First, a quick review: We are implementing a dApp of a simple voting mechanism that can be used for secure (non-private) voting with a lot of users (i.e. voters) on a blockchain. Each user can vote once – either Yes or No. The dApp will collect the votes, verify the signature of each vote, tally the votes, and update the Merkle tree that holds its state. It will create a STARK proof attesting to the validity of this round of votes, and a commitment to the new (post-round) state. These will be sent on-chain to be verified (by a STARK Verifier smart contract) and stamped (in the Fact-Registry smart contract). The dApp’s smart contract will then check this stamp, and update its state accordingly. (if you need to refresh your memory on how it all works together, check out our “Cairo for Blockchain Developers” post)

That’s all very nice, and many a DAO can benefit from implementing this simple mechanism. But there’s more that can be achieved with the same basic code. 

Signature Aggregation for Consensus

Say you are a sidechain. You have 150 validators and you need the signatures of at least 100 of them to achieve consensus. You want Ethereum to acknowledge that consensus has been reached on the latest block in your sidechain. For example, in order to construct a trustless bridge between tokens on your bridge and on Ethereum. The Cairo voting mechanism, which can record its results on Ethereum mainnet, is the perfect solution for you, after applying one small modification to it.

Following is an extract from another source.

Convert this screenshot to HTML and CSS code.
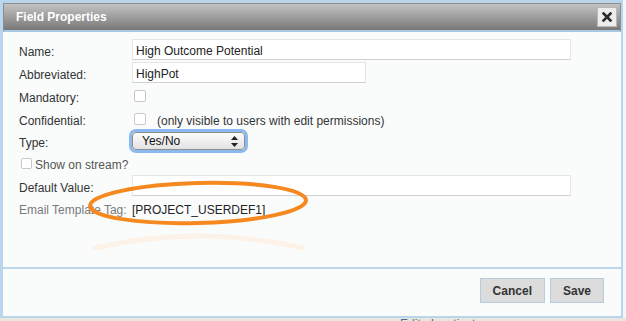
FILE: index.html
```html
<!DOCTYPE html>
<html lang="en">
<head>
    <meta charset="UTF-8">
    <meta name="viewport" content="width=device-width, initial-scale=1.0">
    <title>Field Properties</title>
    <link rel="stylesheet" href="styles.css">
</head>
<body>
    <div class="dialog">
        <div class="titlebar">
            <span class="title">Field Properties</span>
            <button class="close" aria-label="Close">
                <svg width="10" height="10" viewBox="0 0 10 10">
                    <path d="M1.5 1.5 L8.5 8.5 M8.5 1.5 L1.5 8.5" stroke="#2b2b2b" stroke-width="2.6" stroke-linecap="square"/>
                </svg>
            </button>
        </div>

        <div class="content">
            <div class="form">
                <label class="label">Name:</label>
                <div class="field"><input type="text" class="input input-wide" value="High Outcome Potential"></div>

                <label class="label">Abbreviated:</label>
                <div class="field"><input type="text" class="input input-short" value="HighPot"></div>

                <label class="label">Mandatory:</label>
                <div class="field"><span class="checkbox"></span></div>

                <label class="label">Confidential:</label>
                <div class="field"><span class="checkbox"></span><span class="note">(only visible to users with edit permissions)</span></div>

                <label class="label">Type:</label>
                <div class="field">
                    <div class="select">
                        <span>Yes/No</span>
                        <svg width="7" height="11" viewBox="0 0 7 11">
                            <path d="M3.5 0 L7 4 L0 4 Z M3.5 11 L7 7 L0 7 Z" fill="#222"/>
                        </svg>
                    </div>
                </div>

                <div class="row-full"><span class="checkbox checkbox-left"></span><span class="stream">Show on stream?</span></div>

                <label class="label">Default Value:</label>
                <div class="field"><input type="text" class="input input-wide" value=""></div>

                <label class="label label-muted">Email Template Tag:</label>
                <div class="field"><span class="tag">[PROJECT_USERDEF1]</span></div>
            </div>

            <!-- hand-drawn highlight over the tag row -->
            <svg class="annotation" width="340" height="230" viewBox="0 0 340 230">
                <path d="M92 216 Q 195 192 300 216" fill="none" stroke="#fdf2e7" stroke-width="5" stroke-linecap="round"/>
                <ellipse cx="195" cy="171" rx="108" ry="20" fill="none" stroke="#f5891f" stroke-width="4" transform="rotate(-1.5 195 171)"/>
            </svg>
        </div>

        <div class="footer">
            <button class="btn">Cancel</button>
            <button class="btn">Save</button>
        </div>
    </div>

    <div class="under">
        <span class="under-link">Edit</span>
        <span class="under-link">Inactivate</span>
    </div>
</body>
</html>
```

FILE: styles.css
```css
body {
    margin: 0;
    padding: 0;
    background-color: #f3f6f8;
    font-family: "Liberation Sans", Arial, sans-serif;
    font-size: 12px;
    color: #333;
    overflow: hidden;
}
.dialog {
    width: 618px;
    border: 3px solid #b9d6ec;
    border-right-width: 2px;
    border-bottom-width: 2px;
    background-color: #fafcfc;
}
.titlebar {
    height: 26px;
    display: flex;
    align-items: center;
    padding: 0 3px 0 12px;
    border: 1px solid #8d8d8d;
    border-bottom: 2px solid #a9c9e2;
    background: linear-gradient(#c3c3c3, #787878);
}
.title {
    color: #fff;
    font-weight: bold;
    font-size: 12px;
}
.close {
    margin-left: auto;
    width: 20px;
    height: 20px;
    padding: 0;
    border: 1px solid #b8b8b8;
    background-color: #ececec;
    display: flex;
    align-items: center;
    justify-content: center;
}
.content {
    position: relative;
    height: 229px;
    padding-top: 6px;
    border-bottom: 2px solid #bcd6ea;
}
.form {
    display: grid;
    grid-template-columns: 113px 1fr;
    grid-template-rows: 23px 23px 24px 22px 22px 22px 23px 22px;
    align-items: center;
    padding-left: 16px;
}
.label {
    padding-top: 4px;
    color: #333;
}
.label-muted {
    color: #7a7a7a;
}
.field {
    display: flex;
    align-items: center;
}
.input {
    box-sizing: border-box;
    height: 21px;
    padding: 2px 3px 0;
    margin: 0;
    border: 1px solid #e6e6e6;
    border-bottom-color: #d0d0d0;
    background-color: #fff;
    font-family: "Liberation Sans", Arial, sans-serif;
    font-size: 12px;
    color: #222;
    outline: none;
}
.input-wide {
    width: 439px;
}
.input-short {
    width: 234px;
}
.checkbox {
    box-sizing: border-box;
    width: 12px;
    height: 12px;
    margin-left: 2px;
    border: 1px solid #c9c9c9;
    border-radius: 2px;
    background-color: #fff;
}
.checkbox-left {
    width: 11px;
    height: 11px;
}
.note {
    margin-left: 11px;
    padding-top: 4px;
    color: #333;
}
.select {
    box-sizing: border-box;
    width: 113px;
    height: 18px;
    display: flex;
    align-items: center;
    justify-content: space-between;
    padding: 0 6px 0 9px;
    border: 1px solid #8e8e8e;
    border-radius: 4px;
    background: linear-gradient(#fdfdfd, #e2e2e2);
    box-shadow: 0 0 0 3px #8bbaf0;
    color: #111;
}
.row-full {
    grid-column: 1 / -1;
    display: flex;
    align-items: center;
}
.stream {
    margin-left: 3px;
    padding-top: 4px;
    color: #555;
}
.tag {
    padding-top: 4px;
    color: #222;
}
.annotation {
    position: absolute;
    left: 0;
    top: 0;
    pointer-events: none;
}
.footer {
    height: 47px;
    box-sizing: border-box;
    display: flex;
    justify-content: flex-end;
    align-items: flex-start;
    gap: 5px;
    padding: 9px 17px 0 0;
}
.btn {
    height: 25px;
    padding: 0 12px;
    border: 1px solid #b7cce0;
    background-color: #dcdcdc;
    font-family: "Liberation Sans", Arial, sans-serif;
    font-weight: bold;
    font-size: 12px;
    color: #333;
}
.under {
    height: 10px;
    background-color: #ebe6dd;
    padding-left: 400px;
    line-height: 12px;
    font-size: 12px;
    color: #4b6b8c;
    display: flex;
    gap: 10px;
}
```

All you need to do is change the way the subject of the vote is handled: Instead of it being hard-coded, you make it a variable. Validators are then sent a message with the subject of the vote, which they can sign on, like, the latest block header of your sidechain. Yes votes are tallied in order to establish whether consensus on this subject has been reached. You got yourself a scaleable, trustless, signature aggregator, and built a trustless bridge to Ethereum.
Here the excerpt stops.